The attorney general’s position is that the crisis facing traditional media does not justify the competitive harm the merger would create. Bonta’s framing was direct: the combined company would harm audiences on every sofa and in every movie theater seat in the US through higher prices, lower quality, and less content. The two sides are not simply disagreeing about the merger. They disagree about whether the entertainment industry’s structural problems justify creating a company that controls nearly a third of the US theatrical motion picture market and basic cable programming simultaneously.

The California Relocation Threat and What It Signals

A dimension of the story that escalated tensions significantly came from Semafor, which reported that David Ellison, the controlling owner and chief executive of Paramount Skydance and son of tech billionaire Larry Ellison, has been urged by advisers to move the company’s operations out of California. Paramount has been based in the state for more than 100 years. Bonta addressed the report directly on the BBC World Service. 

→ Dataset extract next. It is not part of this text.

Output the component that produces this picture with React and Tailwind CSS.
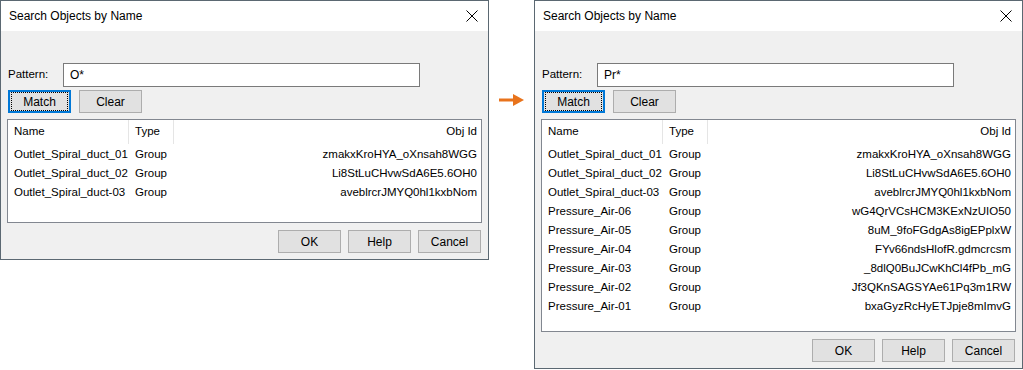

“I heard that as an explicit statement. It felt like a threat, and it felt like a last-ditch effort to blackmail the regulators into allowing an illegal deal to go through,” he said. “It didn’t work. It won’t work. It doesn’t work.” Paramount declined to comment on whether it was considering the relocation.

The combined Paramount and Warner Bros entity would bring together franchises including “Harry Potter,” “Batman,” “Mission Impossible,” and “Top Gun” alongside television brands CNN, MTV, and Nickelodeon, a century of fierce rivalry between two of Hollywood’s foundational studios ending in a single transaction. Whether that transaction proceeds now depends on how quickly the courts can hear the state coalition’s challenge and whether the temporary restraining order threat holds enough weight to pause the deal in the meantime. Hollywood is watching closely.